Le pahu est creusé directement
dans le tronc d’un arbre, le uru,
le ati, le vi, le tamanu. Une fois
creusé, le tambour est recouvert d’une membrane, tendue par des cordelettes. Mis à disposition sur un piédestal vertical, le musicien joue non pas assis, mais debout. Le pahu le plus impressionnant jamais retrouvé mesure 2,45 m avec une circonférence de 45 cm. Il est actuellement exposé au musée de Grenoble. Il a été donné à la Ville par Henri Murgier, juge suppléant au tribunal de Tahiti en 1846. Le grand pahu me’ae acquis par le Musée de Tahiti et des Îles en 2007 mesure 2,40 m.

Le pahu me’ae

Le pahu avait un rôle prédominant au sein de la culture marquisienne, où il jouait un rôle social de premier ordre. Il était détenu uniquement par les tribus les plus puissantes en raison de son caractère sacré. Chaque événement était relié à un pahu spécifique – la spécificité du pahu étant utilisée selon sa taille et selon les occasions

encadré

Les autres instruments de percussions

Le to’ere : originaire des îles Cook, le to’ere est aussi fabriqué de manière artisanale. L’artisan ouvre une lèvre dans un morceau de bois massif et creuse le corps afin de trouver la résonnance idéale. La longueur et la proportion de l’instrument comme la qualité du bois ont une influence sur le son final.

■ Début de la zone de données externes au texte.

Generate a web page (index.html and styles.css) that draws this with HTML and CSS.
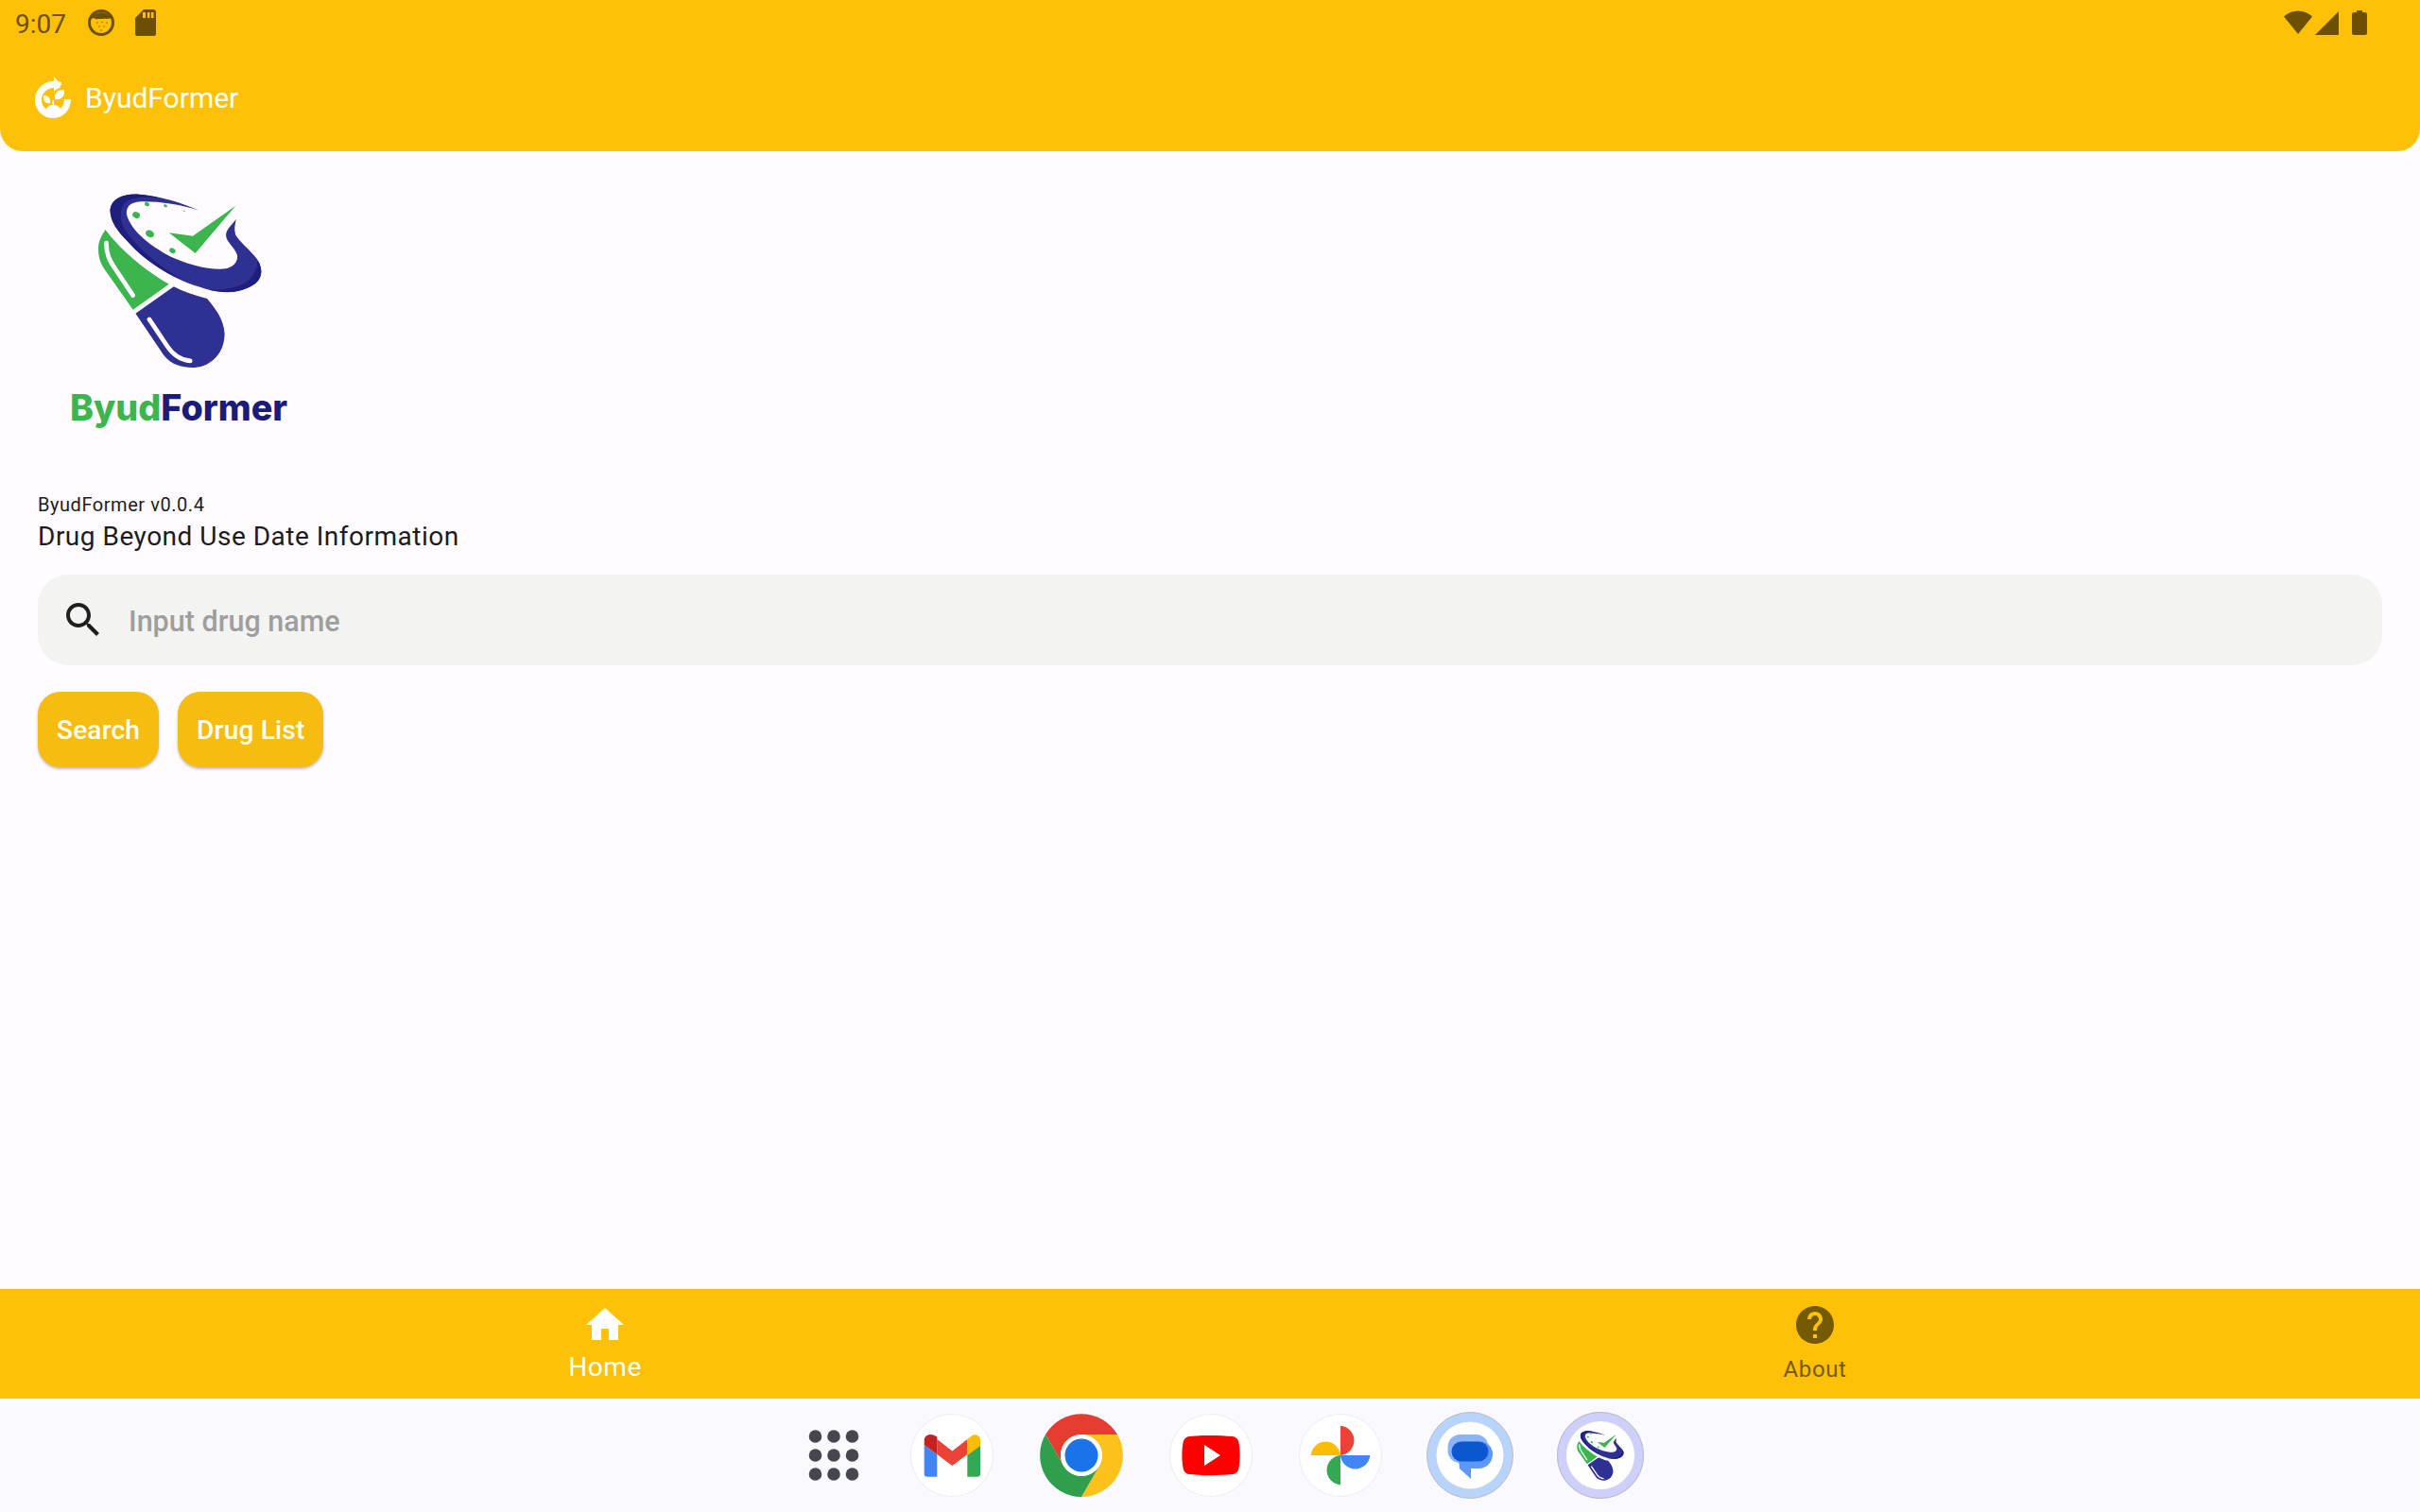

Le tari parau : est l’équivalent en Polynésie de la grosse caisse des orchestres occidentaux. Il comporte deux membranes. Aucun bois n’est spéciale- ment indiqué pour sa fabrication, pourvu que le son soit grave et sourd. Le tari parau est frappé généralement avec une baguette fichue de feutrine, mais les musiciens peuvent se servir de leurs mains nues pour étouffer les vibrations, voire donner de légers contretemps.

Le fa’atete : tambour à une seule membrane. Le fa’atete est taillé, pied et tambour, dans une seule pièce de bois qui peut être du ti, du uru ou du vi. Comme le pahu, la membrane est tendue par un système d’anneaux, de ficelles et de bâtons.